Ever wonder what it would be like to grab 3 friends to help you cover 120 miles through the WV Appalachians? No? Well, I have. So a few months ago, I started searching for people that had the right stuff to form a trail-running fantastic foursome – my 1st ever Ragnar Trail Ultra Team (has a nice ring to it, doesn’t it?).
Truthfully, I thought it might take awhile to find 3 other people who — like me — thought this slightly insane idea would be a good one. I really didn’t expect to get 3 Ragnar newbies to sign on for this madness, but as luck would have it, that’s precisely what happened.
Each of us signing on to run 30 miles of tough mountainous trails, round-the-clock relay style, 3 legs per person, in less than 30 hours.
Fast forward 9 months to August 11, 2016, when we all arrived at Big Bear Lake – my friend Drew and I from Maryland and a friend-of-a-friend Allison and her friend Sara both from Philly. The first time the 2 halves of our team had ever actually met. Turns out, the Philadelphians weren’t so scary 😉
We set up our campsite under a stunning sunset and shared some adult beverages as we talked about the long journey ahead. Of course, tons of excitement (plus the ridiculous heat and humidity) meant that we barely slept but we were all pretty pumped and ready to rock at 11AM the next morning.
Drew lead off as Runner #1. Since the course is actually designed for teams of 8 — and we were a 4-person team — each runner on our team had to run a leg that consisted of two (regular-person) loops back-to-back. So after you ran a loop (each loop ranging from 3.6 to 6.5 miles), you’d just run through the transition area and head back out for your 2nd loop.
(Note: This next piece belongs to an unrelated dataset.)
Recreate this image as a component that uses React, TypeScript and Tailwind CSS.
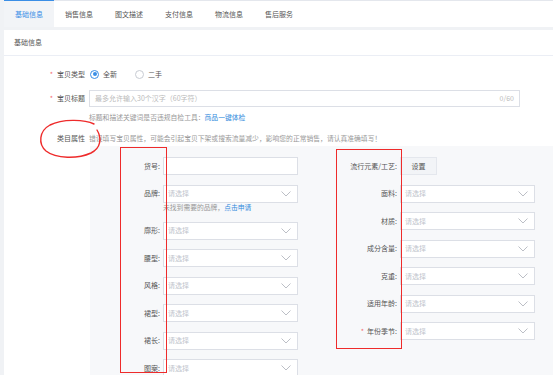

This was awesome because you got to hear your team cheer for you as you passed through but it also kinda sucked because, well, it was a bit of a tease since you aren’t actually done with your leg.
Anyway, all was smooth for Drew. Allison went next followed by Sara then me. Before we knew it, one full round of legs was done … only two more to go!
The second round began the night runs — sounds terrifying but those are actually my favorite runs. Running through a rocky forest on the side of a mountain is tough, each step requiring your full and complete attention … that is, unless you wanna bite it out there and potentially lose some teeth.
But running through the rocky forest on the side of a mountain with only a headlamp to light your way is an interesting exercise in staying completely present. You can only actually see about 3 steps in front of you so that’s all you can pay attention to. Your field of vision is narrowed. It’s impossible to think too far ahead. It’s awesome, I love it, the miles fly by.
The morning came and we were all still feeling pretty good, even after our second round of legs.
In the wee hours of Saturday morning, I passed the timing chip to Drew for the last time and he headed out for his final 12 miles. He crushed his final legs and so did Allison and Sara.
The last 12 miles miles were up to me and I headed out around 12PM. Here’s what I remember about those last 2 loops: (1) it’s REALLY freaking hot; (2) it’s really freaking humid; (3) the bugs are eating me alive; (4) I’m more chaffed now than I’ve ever been before in my life, and (5) I’m unbelievably proud of this team.
Seriously, I was truly blown away by the courage of the peeps who made up our awesome foursome. I know lots of seasoned runners who wouldn’t sign on for this race but these peeps did and they CRUSHED it like pros! This truly was the best Ragnar team ever! No drama. All guts.
The Dream Team.
I’m usually a solo runner. I spend many miles alone in the woods prepping for long races that I’ll also run on my own. But these team events hold a very special place in my heart. It’s the people and the stories of courage and spirit that get me every time.
You can take a random bunch of strangers, full of doubts and fears, and in a few short hours watch them transform into badass runners and life-long friends. There’s so much magic in it.
It never gets old … seeing regular folks uncover their inner superhero.
And so, in a few days I’ll do it again. This time with a team of 12, on pavement, covering more than 206 miles from Cumberland, MD to Washington, D.C. The team is again mostly Ragnar Rookies and mostly self-proclaimed “non-runners” — what can I say, I’m very persuasive, it’s my gift.
As race day approaches, the nerves are mounting among the ranks but I find myself just smiling because I’ve done this enough times to know what happens to people out there on that course … the person that starts isn’t the same person that finishes. You leave so much of yourself out there but you gain an entirely new perspective. Step on that course and prepare to see how awesome your potential truly is.
Running is awesome like that.
So even though the doubts and fears are weighing heavily on the minds of my new teammates, you can bet there’ll be a whole lotta magic out there on that course too.